§ JOB: Identify each line below containing the string "that" and copy it.

§ EXERCISE DATA:
..........

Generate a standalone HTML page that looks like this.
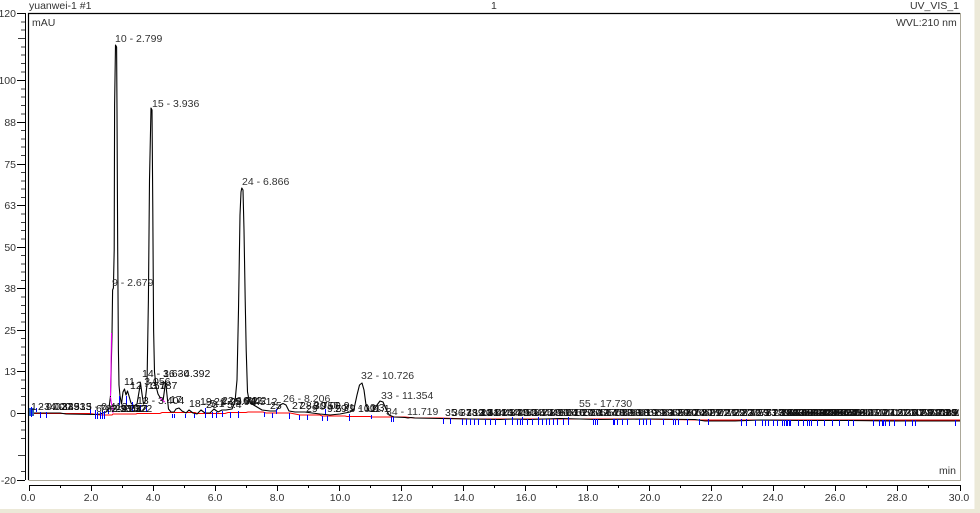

..........

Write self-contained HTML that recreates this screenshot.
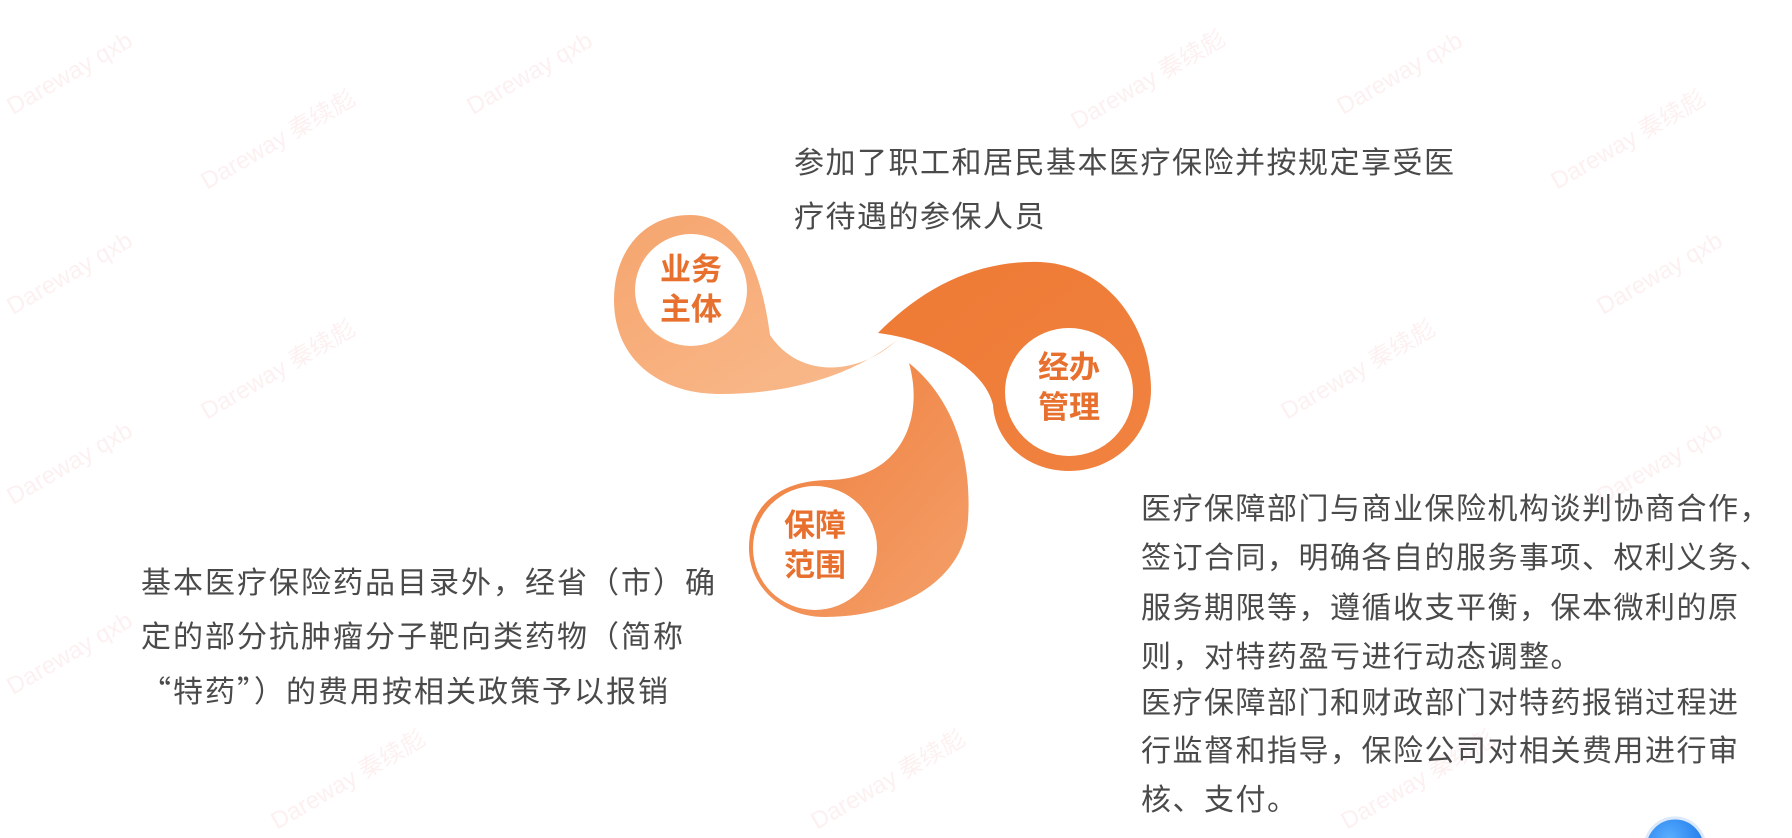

..........

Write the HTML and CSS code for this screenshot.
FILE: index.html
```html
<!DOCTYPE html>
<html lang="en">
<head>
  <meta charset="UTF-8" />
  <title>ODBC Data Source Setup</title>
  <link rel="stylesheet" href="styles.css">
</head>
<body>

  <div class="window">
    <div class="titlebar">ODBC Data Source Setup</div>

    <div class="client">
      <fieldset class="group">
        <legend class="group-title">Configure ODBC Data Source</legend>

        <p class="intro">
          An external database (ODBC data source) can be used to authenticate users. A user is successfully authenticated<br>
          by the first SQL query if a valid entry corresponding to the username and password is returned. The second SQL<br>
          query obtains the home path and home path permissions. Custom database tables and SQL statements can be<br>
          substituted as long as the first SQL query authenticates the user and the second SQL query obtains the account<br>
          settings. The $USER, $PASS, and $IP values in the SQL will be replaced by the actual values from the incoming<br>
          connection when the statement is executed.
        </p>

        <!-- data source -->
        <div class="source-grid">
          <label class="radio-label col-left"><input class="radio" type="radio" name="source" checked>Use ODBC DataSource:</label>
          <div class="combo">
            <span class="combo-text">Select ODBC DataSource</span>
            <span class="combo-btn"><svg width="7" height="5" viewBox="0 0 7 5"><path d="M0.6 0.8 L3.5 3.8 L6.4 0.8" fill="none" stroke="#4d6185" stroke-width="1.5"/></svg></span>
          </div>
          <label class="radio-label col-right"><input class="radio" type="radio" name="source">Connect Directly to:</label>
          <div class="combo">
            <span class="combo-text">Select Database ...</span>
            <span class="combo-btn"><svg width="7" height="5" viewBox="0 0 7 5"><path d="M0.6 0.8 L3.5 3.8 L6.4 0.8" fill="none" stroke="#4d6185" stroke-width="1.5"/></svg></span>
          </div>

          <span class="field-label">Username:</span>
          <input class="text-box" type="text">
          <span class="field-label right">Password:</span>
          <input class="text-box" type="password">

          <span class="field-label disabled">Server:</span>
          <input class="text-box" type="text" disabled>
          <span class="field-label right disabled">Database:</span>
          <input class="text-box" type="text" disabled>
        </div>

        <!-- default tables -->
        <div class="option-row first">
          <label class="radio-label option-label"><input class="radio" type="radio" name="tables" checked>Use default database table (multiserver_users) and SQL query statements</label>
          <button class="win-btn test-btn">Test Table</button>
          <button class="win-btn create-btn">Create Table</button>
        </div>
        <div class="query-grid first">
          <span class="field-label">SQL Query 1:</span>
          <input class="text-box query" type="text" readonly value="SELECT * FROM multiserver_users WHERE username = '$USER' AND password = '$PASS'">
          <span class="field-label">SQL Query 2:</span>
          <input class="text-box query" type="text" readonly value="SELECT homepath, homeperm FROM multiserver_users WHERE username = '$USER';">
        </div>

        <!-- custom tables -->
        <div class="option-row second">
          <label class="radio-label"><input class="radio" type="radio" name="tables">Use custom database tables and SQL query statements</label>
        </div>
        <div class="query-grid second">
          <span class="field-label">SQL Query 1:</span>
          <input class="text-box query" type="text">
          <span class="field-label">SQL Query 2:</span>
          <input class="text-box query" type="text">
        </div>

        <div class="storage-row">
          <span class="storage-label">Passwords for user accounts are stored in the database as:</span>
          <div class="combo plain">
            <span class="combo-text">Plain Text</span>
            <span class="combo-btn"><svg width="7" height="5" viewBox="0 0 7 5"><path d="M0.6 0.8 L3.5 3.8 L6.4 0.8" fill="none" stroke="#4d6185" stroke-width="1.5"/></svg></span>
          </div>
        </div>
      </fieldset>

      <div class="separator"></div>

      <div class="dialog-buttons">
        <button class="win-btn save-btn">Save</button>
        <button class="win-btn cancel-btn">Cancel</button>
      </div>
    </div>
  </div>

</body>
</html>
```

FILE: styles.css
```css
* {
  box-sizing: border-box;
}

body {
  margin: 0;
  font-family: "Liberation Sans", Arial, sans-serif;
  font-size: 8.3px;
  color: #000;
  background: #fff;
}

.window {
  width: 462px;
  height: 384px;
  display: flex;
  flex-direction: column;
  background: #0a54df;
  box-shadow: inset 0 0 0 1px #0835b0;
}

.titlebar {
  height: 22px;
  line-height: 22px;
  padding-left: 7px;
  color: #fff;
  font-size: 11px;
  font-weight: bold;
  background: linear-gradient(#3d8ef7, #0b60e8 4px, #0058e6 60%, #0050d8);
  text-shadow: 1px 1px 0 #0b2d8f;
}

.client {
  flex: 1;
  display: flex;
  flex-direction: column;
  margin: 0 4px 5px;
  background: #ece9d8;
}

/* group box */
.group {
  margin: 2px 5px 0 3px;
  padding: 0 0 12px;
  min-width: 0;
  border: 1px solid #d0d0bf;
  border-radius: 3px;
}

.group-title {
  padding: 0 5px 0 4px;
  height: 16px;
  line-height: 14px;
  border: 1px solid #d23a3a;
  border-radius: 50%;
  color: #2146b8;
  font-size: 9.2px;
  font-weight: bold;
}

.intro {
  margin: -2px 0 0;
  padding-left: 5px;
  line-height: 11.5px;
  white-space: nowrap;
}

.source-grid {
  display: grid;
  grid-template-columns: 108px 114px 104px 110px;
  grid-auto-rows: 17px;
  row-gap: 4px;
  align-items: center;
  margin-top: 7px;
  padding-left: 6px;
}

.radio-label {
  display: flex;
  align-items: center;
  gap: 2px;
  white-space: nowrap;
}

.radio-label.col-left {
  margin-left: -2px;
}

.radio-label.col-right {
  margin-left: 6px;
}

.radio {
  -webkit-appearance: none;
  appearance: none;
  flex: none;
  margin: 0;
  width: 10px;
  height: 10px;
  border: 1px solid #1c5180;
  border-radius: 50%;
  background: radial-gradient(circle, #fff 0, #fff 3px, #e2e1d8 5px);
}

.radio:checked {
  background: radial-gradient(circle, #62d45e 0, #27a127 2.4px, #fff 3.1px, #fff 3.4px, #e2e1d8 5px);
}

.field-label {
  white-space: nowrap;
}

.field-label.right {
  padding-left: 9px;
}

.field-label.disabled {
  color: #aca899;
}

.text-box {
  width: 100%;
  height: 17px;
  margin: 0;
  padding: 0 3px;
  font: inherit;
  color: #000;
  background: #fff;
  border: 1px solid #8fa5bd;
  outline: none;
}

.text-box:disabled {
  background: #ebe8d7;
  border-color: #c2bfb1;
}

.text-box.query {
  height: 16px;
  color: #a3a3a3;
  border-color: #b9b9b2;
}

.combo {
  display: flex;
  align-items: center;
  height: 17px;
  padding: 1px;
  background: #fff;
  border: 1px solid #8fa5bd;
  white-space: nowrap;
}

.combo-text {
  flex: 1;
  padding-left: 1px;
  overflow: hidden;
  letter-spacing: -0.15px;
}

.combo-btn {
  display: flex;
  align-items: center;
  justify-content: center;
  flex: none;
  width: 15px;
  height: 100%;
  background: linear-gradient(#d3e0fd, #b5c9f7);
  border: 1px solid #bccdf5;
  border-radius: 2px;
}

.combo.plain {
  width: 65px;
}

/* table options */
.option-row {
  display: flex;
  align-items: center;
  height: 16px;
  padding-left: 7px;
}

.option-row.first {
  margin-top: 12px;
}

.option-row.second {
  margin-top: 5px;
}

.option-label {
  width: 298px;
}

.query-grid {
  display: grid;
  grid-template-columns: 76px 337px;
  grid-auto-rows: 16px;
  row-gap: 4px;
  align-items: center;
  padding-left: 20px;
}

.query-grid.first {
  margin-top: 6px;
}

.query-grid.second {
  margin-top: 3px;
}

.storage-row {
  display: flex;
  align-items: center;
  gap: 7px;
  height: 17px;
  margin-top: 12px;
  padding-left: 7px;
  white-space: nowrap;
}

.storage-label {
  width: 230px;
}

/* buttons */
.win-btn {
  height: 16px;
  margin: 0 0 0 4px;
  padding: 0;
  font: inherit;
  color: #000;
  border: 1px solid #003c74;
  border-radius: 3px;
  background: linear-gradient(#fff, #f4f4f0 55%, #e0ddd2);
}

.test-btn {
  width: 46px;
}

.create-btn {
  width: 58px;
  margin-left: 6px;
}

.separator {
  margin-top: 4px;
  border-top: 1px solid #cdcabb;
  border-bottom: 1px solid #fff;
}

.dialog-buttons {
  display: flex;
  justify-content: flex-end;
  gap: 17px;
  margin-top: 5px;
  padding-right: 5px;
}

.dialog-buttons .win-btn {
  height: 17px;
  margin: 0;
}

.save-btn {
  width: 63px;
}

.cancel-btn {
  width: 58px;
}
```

..........

§ REPLY TO THE EXERCISE:
Generate a standalone HTML page that looks like this.
Write self-contained HTML that recreates this screenshot.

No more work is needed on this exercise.